Vice President/General Manager, Labware and Specialty Plastics
Location: Waltham, MA and Rochester, NY
Description: Thermo Fisher Scientific Inc. is the world leader in serving science, with revenues of $17 billion and 50,000 employees in 50 countries. The company’s mission is to enable customers to make the world healthier, cleaner and safer. Thermo Fisher helps their customers accelerate life science research, solve complex analytical challenges, improve patient diagnostics and increase laboratory productivity.
Employees: 50,000 Worldwide; 1,000 New York State
Revenue: $17 billion (global)
While access to highly-educated graduates remains one of New York’s top draws for bioscience and medical technology, another type of workforce development could do a lot for keeping companies in the state.
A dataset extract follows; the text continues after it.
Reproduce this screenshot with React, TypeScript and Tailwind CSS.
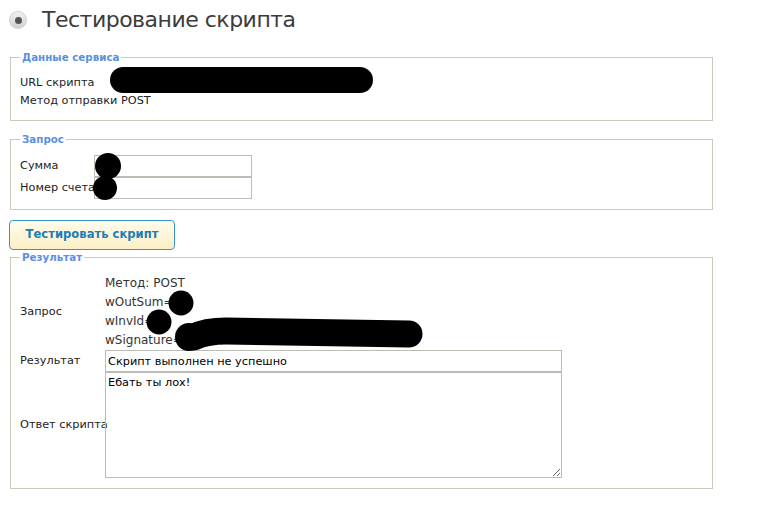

Verner Andersen, vice president and general manager of labware and specialty plastics at the Thermo Fisher Scientific Rochester facility, believes that collaborating with community colleges, as seen in Southern states, would be a big benefit for New York, where innovation is often stifled by lack of manufacturing manpower.
“We have set up programs now with the local community colleges to help us educate people in the types of skills we need, but the state could do much more,” he said.
Thermo Fisher, which manufactures innovative analytical instruments, lab equipment and specialty diagnostics, gets involved at the high school level to steer more young people toward skilled trades and into their facility.
“Young people have to pursue employment where job opportunities exist and right now in this country, jobs exist in the STEM (Science, Technology, Engineering, Mathematics) area,” Andersen said. “There is a much greater opportunity to get a job if you target a career in the STEM sector because that could steer you towards a two-year associate’s degree and allow you to become a skilled worker — and land a good-paying job that will never leave upstate New York.”
Andersen used some examples of manufacturers in other states who worked with local governments to establish programs specific to the type of work that would be available in their major plants. Those new job opportunities lift a local economy.
“When these plants were starting up, they worked with their local governments to develop their workforce,” Andersen said. “The government has learned how to serve these industries to attract them and support their success.”
More jobs – higher-paying jobs – benefit everyone and will allow upstate New York to grow with the industry.
“We’re probably one of the biggest manufacturing businesses in the greater Rochester area. We do bring a lot of jobs into Rochester and we continue to hire more people each year,” Andersen said.